_PROBLEM TO WORK ON_
Copy whichever lines contain the string "this".

##### RECORDS SHOWN #####

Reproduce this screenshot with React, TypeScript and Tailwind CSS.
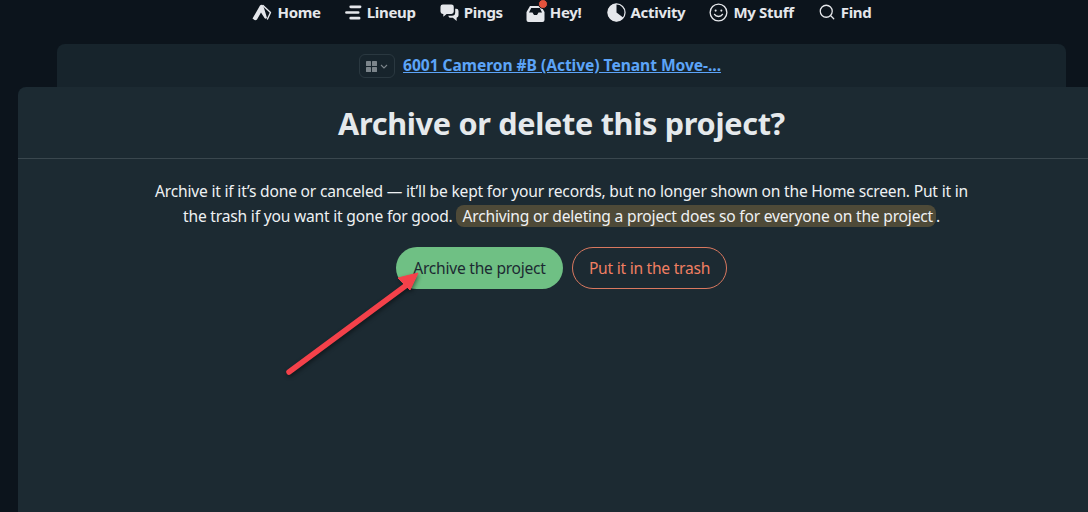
import { Search } from 'lucide-react';

const font = { fontFamily: '"Noto Sans", "Open Sans", sans-serif' };

function HomeIcon() {
  return (
    <svg viewBox="0 0 20 20" className="w-5 h-5">
      {/* solid A on the left, thin roof line on the right */}
      <path d="M0.5 16.5 L8 3.5 Q9.5 2 11 3.5 L12 6 L15 16 Q13.5 17.5 12.5 16 L9 10.5 L5 17.5 Q4 18.5 2.5 18 Z" fill="#e5e7eb" />
      <path d="M11 3.5 L18.5 10.5 L15.5 17" fill="none" stroke="#e5e7eb" strokeWidth="1.4" strokeLinejoin="round" strokeLinecap="round" />
    </svg>
  );
}

function LineupIcon() {
  return (
    <svg viewBox="0 0 18 18" className="w-[17px] h-[17px]" stroke="#e5e7eb" strokeWidth="2.8" strokeLinecap="round">
      <path d="M6 3 H16 M1.5 9 H14 M6 15 H15" />
    </svg>
  );
}

function PingsIcon() {
  return (
    <svg viewBox="0 0 20 20" className="w-[19px] h-[19px]" fill="#e5e7eb">
      <path d="M3 1.5 H12 A2.5 2.5 0 0 1 14.5 4 V9 A2.5 2.5 0 0 1 12 11.5 H7 L3.5 14.5 V11.5 H3 A2.5 2.5 0 0 1 .5 9 V4 A2.5 2.5 0 0 1 3 1.5 Z" />
      <path d="M16 6 H17 A2.5 2.5 0 0 1 19.5 8.5 V13 A2.5 2.5 0 0 1 17.5 15.5 V19 L13.5 15.5 H10 L8.5 13.5 H12.5 A3.5 3.5 0 0 0 16 10 Z" />
    </svg>
  );
}

function HeyIcon() {
  return (
    <div className="relative w-[19px] h-[20px]">
      <svg viewBox="0 0 19 20" className="w-[19px] h-[20px]">
        <path fillRule="evenodd" fill="#e5e7eb" d="M4 4 H15 L18.5 10 V18 A2 2 0 0 1 16.5 20 H2.5 A2 2 0 0 1 .5 18 V10 Z M5.2 6 L3 10.5 H6.5 L8 13 H11 L12.5 10.5 H16 L13.8 6 Z" />
      </svg>
      <span className="absolute -top-[3px] right-[-3px] w-[10px] h-[10px] rounded-full border border-[#0c141c] bg-[#e5533d]" />
    </div>
  );
}

function ActivityIcon() {
  return (
    <svg viewBox="0 0 20 20" className="w-[19px] h-[19px]">
      <circle cx="10" cy="10" r="9" fill="none" stroke="#e5e7eb" strokeWidth="1.3" />
      <path d="M10 .8 A9.2 9.2 0 1 0 17.3 15.6 L10 10 Z" fill="#e5e7eb" />
    </svg>
  );
}

function SmileIcon() {
  return (
    <svg viewBox="0 0 20 20" className="w-[19px] h-[19px]" fill="none" stroke="#e5e7eb" strokeWidth="1.4" strokeLinecap="round">
      <circle cx="10" cy="10" r="8.8" />
      <circle cx="7" cy="8" r="1.1" fill="#e5e7eb" stroke="none" />
      <circle cx="13" cy="8" r="1.1" fill="#e5e7eb" stroke="none" />
      <path d="M5.8 12 C7.5 15 12.5 15 14.2 12" />
    </svg>
  );
}

function NavItem({ icon, label, className }: { icon: React.ReactNode; label: string; className: string }) {
  return (
    <div className={`flex items-center gap-[5px] ${className}`}>
      {icon}
      <span className="text-[15px] font-bold text-[#e5e7eb] tracking-[-0.3px]">{label}</span>
    </div>
  );
}

export default function App() {
  return (
    <div className="relative w-[1088px] h-[512px] overflow-hidden bg-[#0c141c] flex flex-col" style={font}>
      {/* Top nav */}
      <nav className="h-[44px] flex justify-center pt-[2px] pl-[36px]">
        <div className="flex h-[20px] items-center">
          <NavItem icon={<HomeIcon />} label="Home" className="mr-[24px]" />
          <NavItem icon={<LineupIcon />} label="Lineup" className="mr-[24px]" />
          <NavItem icon={<PingsIcon />} label="Pings" className="mr-[23px]" />
          <NavItem icon={<HeyIcon />} label="Hey!" className="mr-[25px]" />
          <NavItem icon={<ActivityIcon />} label="Activity" className="mr-[24px]" />
          <NavItem icon={<SmileIcon />} label="My Stuff" className="mr-[24px]" />
          <NavItem icon={<Search size={18} color="#e5e7eb" strokeWidth={1.7} />} label="Find" className="" />
        </div>
      </nav>

      {/* Breadcrumb card */}
      <div className="ml-[57px] mr-[22px] h-[43px] rounded-t-lg bg-[#17242c] flex items-center justify-center gap-[8px] pt-[1px] pr-[43px]">
        <div className="w-[36px] h-[24px] rounded-md border border-[#2a3840] flex items-center justify-center gap-[3px]">
          <svg viewBox="0 0 11 11" className="w-[11px] h-[11px]" fill="#7c858b">
            <rect x="0" y="0" width="5" height="5" rx="0.6" />
            <rect x="6" y="0" width="5" height="5" rx="0.6" />
            <rect x="0" y="6" width="5" height="5" rx="0.6" />
            <rect x="6" y="6" width="5" height="5" rx="0.6" />
          </svg>
          <svg viewBox="0 0 8 5" className="w-[8px] h-[5px]" fill="none" stroke="#7c858b" strokeWidth="1.1">
            <path d="M1 1 L4 4 L7 1" />
          </svg>
        </div>
        <a className="text-[15.6px] font-bold text-[#5ca4f8] underline tracking-[-0.05px]">6001 Cameron #B (Active) Tenant Move-...</a>
      </div>

      {/* Main card runs past the right edge of the window */}
      <main className="ml-[18px] w-[1087px] flex-1 rounded-tl-lg bg-[#1c2a32] flex flex-col items-center">
        <h1 className="w-full h-[72px] border-b border-[#3a474e] flex items-center justify-center pt-[2px] text-[30.6px] font-bold text-[#e5e9ec] tracking-[-0.3px]">
          Archive or delete this project?
        </h1>
        <p className="mt-[20px] w-[830px] text-center text-[15.6px] leading-[25px] text-[#eef1f3] tracking-[-0.2px]">
          Archive it if it’s done or canceled — it’ll be kept for your records, but no longer shown on the Home screen. Put it in the trash if you want it gone for good.{' '}
          <span className="bg-[#4e4a38] rounded-lg pl-[6px] pr-[3px]">Archiving or deleting a project does so for everyone on the project</span>.
        </p>
        <div className="mt-[18px] flex gap-[9px]">
          <button className="w-[167px] h-[42px] pt-[2px] rounded-full bg-[#6fc084] text-[#1c2a32] text-[15.6px] tracking-[-0.25px]">Archive the project</button>
          <button className="w-[155px] h-[42px] pt-[2px] rounded-full border border-[#d9785f] text-[#f07f62] text-[15.6px] tracking-[-0.25px]">Put it in the trash</button>
        </div>
      </main>

      {/* Annotation arrow */}
      <svg className="absolute left-0 top-0 w-[1088px] h-[512px] pointer-events-none" viewBox="0 0 1088 512">
        <g style={{ filter: 'drop-shadow(1px 2px 2px rgba(0,0,0,0.45))' }}>
          <path d="M289 372 L408 284" stroke="#f4414a" strokeWidth="5.5" strokeLinecap="round" fill="none" />
          <path d="M418 273 L398 278 L410 290 Z" fill="#f4414a" stroke="#f4414a" strokeWidth="1" strokeLinejoin="round" />
        </g>
      </svg>
    </div>
  );
}
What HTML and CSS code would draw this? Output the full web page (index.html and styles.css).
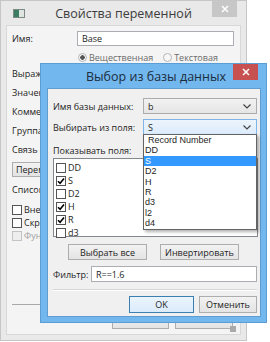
FILE: index.html
```html
<!DOCTYPE html>
<html lang="ru">
<head>
    <meta charset="UTF-8">
    <title>Выбор из базы данных</title>
    <link rel="stylesheet" href="styles.css">
</head>
<body>
    <div class="desk">
        <!-- back window: variable properties (inactive) -->
        <div class="win back">
            <div class="titlebar">
                <span class="app-icon"><span></span></span>
                <span class="title">Свойства переменной</span>
                <span class="close">
                    <svg width="8" height="8" viewBox="0 0 8 8"><path d="M1 1L7 7M7 1L1 7" stroke="#fff" stroke-width="1.5"/></svg>
                </span>
            </div>
            <div class="client">
                <div class="name-row">
                    <span>Имя:</span>
                    <div class="input">Base</div>
                </div>
                <div class="radio-row">
                    <span class="radio on"></span><span>Вещественная</span>
                    <span class="radio"></span><span>Текстовая</span>
                </div>
                <div class="labels">
                    <div>Выражение</div>
                    <div>Значение</div>
                    <div>Комментарий</div>
                    <div>Группа</div>
                    <div>Связь с</div>
                </div>
                <div class="btn wide">Переменная</div>
                <div class="list-label">Список</div>
                <div class="checks">
                    <div class="check-row"><span class="box"></span>Внешняя</div>
                    <div class="check-row"><span class="box"></span>Скрытая</div>
                    <div class="check-row disabled"><span class="box"></span>Функция</div>
                </div>
                <div class="hline"></div>
                <div class="back-buttons">
                    <div class="btn b1"></div>
                    <div class="btn b2"></div>
                </div>
                <span class="grip"></span>
            </div>
        </div>

        <!-- front window: pick from database (active) -->
        <div class="win front">
            <div class="titlebar">
                <span class="title">Выбор из базы данных</span>
                <span class="close red">
                    <svg width="8" height="8" viewBox="0 0 8 8"><path d="M1 1L7 7M7 1L1 7" stroke="#fff" stroke-width="1.5"/></svg>
                </span>
            </div>
            <div class="client">
                <div class="form-row first">
                    <span>Имя базы данных:</span>
                    <div class="combo">b<svg class="chev" width="8" height="5" viewBox="0 0 8 5"><path d="M0.5 0.5L4 4L7.5 0.5" fill="none" stroke="#444" stroke-width="1.2"/></svg></div>
                </div>
                <div class="form-row">
                    <span>Выбирать из поля:</span>
                    <div class="combo focus">S<svg class="chev" width="8" height="5" viewBox="0 0 8 5"><path d="M0.5 0.5L4 4L7.5 0.5" fill="none" stroke="#444" stroke-width="1.2"/></svg></div>
                </div>
                <div class="show-label">Показывать поля:</div>
                <div class="listbox">
                    <div class="item"><span class="box"></span>DD</div>
                    <div class="item"><span class="box on"></span>S</div>
                    <div class="item"><span class="box"></span>D2</div>
                    <div class="item"><span class="box on"></span>H</div>
                    <div class="item"><span class="box on"></span>R</div>
                    <div class="item"><span class="box"></span>d3</div>
                </div>
                <div class="pair">
                    <div class="btn">Выбрать все</div>
                    <div class="btn">Инвертировать</div>
                </div>
                <div class="filter-row">
                    <span>Фильтр:</span>
                    <div class="input">R==1.6</div>
                </div>
                <div class="sep"></div>
                <div class="actions">
                    <div class="btn ok">OK</div>
                    <div class="btn cancel">Отменить</div>
                </div>
            </div>
        </div>

        <!-- open list of the focused combo -->
        <ul class="dropdown">
            <li class="indent">Record Number</li>
            <li>DD</li>
            <li class="sel">S</li>
            <li>D2</li>
            <li>H</li>
            <li>R</li>
            <li>d3</li>
            <li>l2</li>
            <li>d4</li>
        </ul>
    </div>
</body>
</html>
```

FILE: styles.css
```css
body {
    margin: 0;
    background: #fff;
    font-family: "Open Sans", "Noto Sans", sans-serif;
    font-size: 9px;
    color: #1e1e1e;
    overflow: hidden;
}
.desk {
    position: relative;
    width: 270px;
    height: 342px;
}
.win {
    position: absolute;
    box-sizing: border-box;
    display: flex;
    flex-direction: column;
}
.titlebar {
    position: relative;
    height: 24px;
    display: flex;
    align-items: center;
    justify-content: center;
    flex-shrink: 0;
}
.title {
    font-size: 12.5px;
}
.close {
    position: absolute;
    top: 0;
    right: 4px;
    width: 25px;
    height: 16px;
    background: #c7c7c7;
    display: flex;
    align-items: center;
    justify-content: center;
}
.close.red {
    background: #c75050;
    right: 3px;
}
.btn {
    box-sizing: border-box;
    border: 1px solid #adadad;
    background: linear-gradient(#f2f2f2, #e4e4e4);
    display: flex;
    align-items: center;
    justify-content: center;
    white-space: nowrap;
}
.input {
    box-sizing: border-box;
    background: #fff;
    border: 1px solid #abadb3;
    padding-left: 4px;
    display: flex;
    align-items: center;
}
.box {
    box-sizing: border-box;
    width: 10px;
    height: 10px;
    border: 1px solid #555;
    background: #fff;
    margin-right: 2px;
    flex-shrink: 0;
}

/* back window */
.back {
    left: 0;
    top: 0;
    width: 247px;
    height: 341px;
    background: #e9e9e9;
    border: 1px solid #c6c6c6;
    padding: 0 5px 5px 5px;
}
.back .title {
    color: #3c3c3c;
}
.app-icon {
    position: absolute;
    left: 7px;
    top: 8px;
    width: 12px;
    height: 9px;
    box-sizing: border-box;
    border: 1px solid #7c8a84;
    background: #dfe5e1;
}
.app-icon span {
    display: block;
    width: 5px;
    height: 7px;
    background: #3f7d62;
}
.back .client {
    position: relative;
    flex: 1;
    background: #f4f4f4;
    border: 1px solid #d8d8d8;
    padding: 5px 6px 0 5px;
}
.name-row {
    display: grid;
    grid-template-columns: 65px 157px;
    align-items: center;
    height: 15px;
}
.name-row .input {
    height: 15px;
}
.radio-row {
    display: flex;
    align-items: center;
    height: 12px;
    margin-top: 5px;
    padding-left: 66px;
    color: #6a6a6a;
}
.radio {
    box-sizing: border-box;
    width: 9px;
    height: 9px;
    border-radius: 50%;
    border: 1px solid #b5b5b5;
    background: #f7f7f7;
    margin-right: 2px;
    margin-left: 10px;
}
.radio:first-child {
    margin-left: 0;
}
.radio.on {
    background: radial-gradient(circle, #555 0 2px, #f7f7f7 2.5px);
}
.labels {
    margin-top: 1px;
}
.labels div {
    height: 19px;
    line-height: 19px;
    white-space: nowrap;
}
.btn.wide {
    width: 100px;
    height: 15px;
    margin-top: 3px;
    justify-content: flex-start;
    padding-left: 3px;
}
.list-label {
    margin-top: 7px;
    line-height: 12px;
}
.checks {
    margin-top: 7px;
}
.check-row {
    display: flex;
    align-items: center;
    height: 13px;
}
.check-row.disabled {
    color: #a0a0a0;
}
.check-row.disabled .box {
    border-color: #c4c4c4;
    background: #eee;
}
.hline {
    margin-top: 62px;
    height: 1px;
    width: 60px;
    background: #a8a8a8;
}
.back-buttons {
    display: flex;
    gap: 6px;
    margin-top: 7px;
    padding-left: 100px;
}
.back-buttons .btn {
    height: 17px;
}
.btn.b1 {
    width: 57px;
}
.btn.b2 {
    width: 58px;
}
.grip {
    position: absolute;
    right: 4px;
    bottom: 2px;
    width: 6px;
    height: 6px;
    background: radial-gradient(circle, #aaa 0 0.8px, transparent 1px) 0 0 / 2px 2px;
}

/* front window */
.front {
    left: 40px;
    top: 63px;
    width: 227px;
    height: 260px;
    background: #72b8ef;
    border: 1px solid #5b9ed6;
    padding: 0 5px 5px 6px;
}
.front .title {
    color: #1c2c3c;
    margin-left: 4px;
}
.front .client {
    flex: 1;
    background: #f0f0f0;
    border: 1px solid #5f9dd0;
    padding: 0 3px 0 5px;
}
.form-row {
    display: grid;
    grid-template-columns: 90px 114px;
    align-items: center;
    margin-top: 5px;
    white-space: nowrap;
}
.form-row.first {
    margin-top: 9px;
}
.combo {
    box-sizing: border-box;
    height: 16px;
    border: 1px solid #acacac;
    background: linear-gradient(#f2f2f2, #e5e5e5);
    display: flex;
    align-items: center;
    padding-left: 4px;
    position: relative;
}
.combo.focus {
    border-color: #7eb4ea;
    background: linear-gradient(#ecf4fc, #dcecfc);
}
.chev {
    position: absolute;
    right: 5px;
    top: 5px;
}
.show-label {
    margin-top: 9px;
    line-height: 14px;
}
.listbox {
    box-sizing: border-box;
    width: 205px;
    height: 79px;
    background: #fff;
    border: 1px solid #828790;
    padding: 2px 0 0 2px;
}
.item {
    display: flex;
    align-items: center;
    height: 13px;
}
.box.on {
    background: #fff url("data:image/svg+xml,%3Csvg xmlns='http://www.w3.org/2000/svg' viewBox='0 0 8 8'%3E%3Cpath d='M1 4.2L3.1 6.3L7 1.6' fill='none' stroke='%23000' stroke-width='1.6'/%3E%3C/svg%3E") center / 8px 8px no-repeat;
}
.pair {
    display: flex;
    justify-content: center;
    gap: 13px;
    margin-top: 7px;
    padding-right: 3px;
}
.pair .btn {
    width: 79px;
    height: 16px;
}
.filter-row {
    display: flex;
    align-items: center;
    margin-top: 6px;
}
.filter-row span {
    width: 38px;
}
.filter-row .input {
    width: 166px;
    height: 16px;
}
.sep {
    margin-top: 7px;
    width: 204px;
    border-top: 1px solid #d5d5d5;
    border-bottom: 1px solid #fff;
}
.actions {
    display: flex;
    justify-content: flex-end;
    gap: 5px;
    margin-top: 5px;
    width: 204px;
}
.actions .btn {
    height: 17px;
}
.btn.ok {
    width: 65px;
    border-color: #3c7fb1;
    background: linear-gradient(#eaf4fc, #dcecfc);
}
.btn.cancel {
    width: 58px;
}

/* dropdown */
.dropdown {
    position: absolute;
    left: 143px;
    top: 134px;
    width: 114px;
    margin: 0;
    padding: 0;
    list-style: none;
    box-sizing: border-box;
    background: #fff;
    border: 1px solid #646464;
    box-shadow: 2px 2px 3px rgba(0, 0, 0, 0.3);
    font-family: "Liberation Sans", Arial, sans-serif;
}
.dropdown li {
    height: 10.4px;
    line-height: 10.4px;
    padding-left: 1px;
    font-size: 9px;
}
.dropdown li.indent {
    padding-left: 4px;
}
.dropdown li.sel {
    background: #3399ff;
    color: #fff;
}
```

#####

_RESULT OF THE EXERCISE_
Reproduce this screenshot with React, TypeScript and Tailwind CSS.
          Archive or delete this project?
What HTML and CSS code would draw this? Output the full web page (index.html and styles.css).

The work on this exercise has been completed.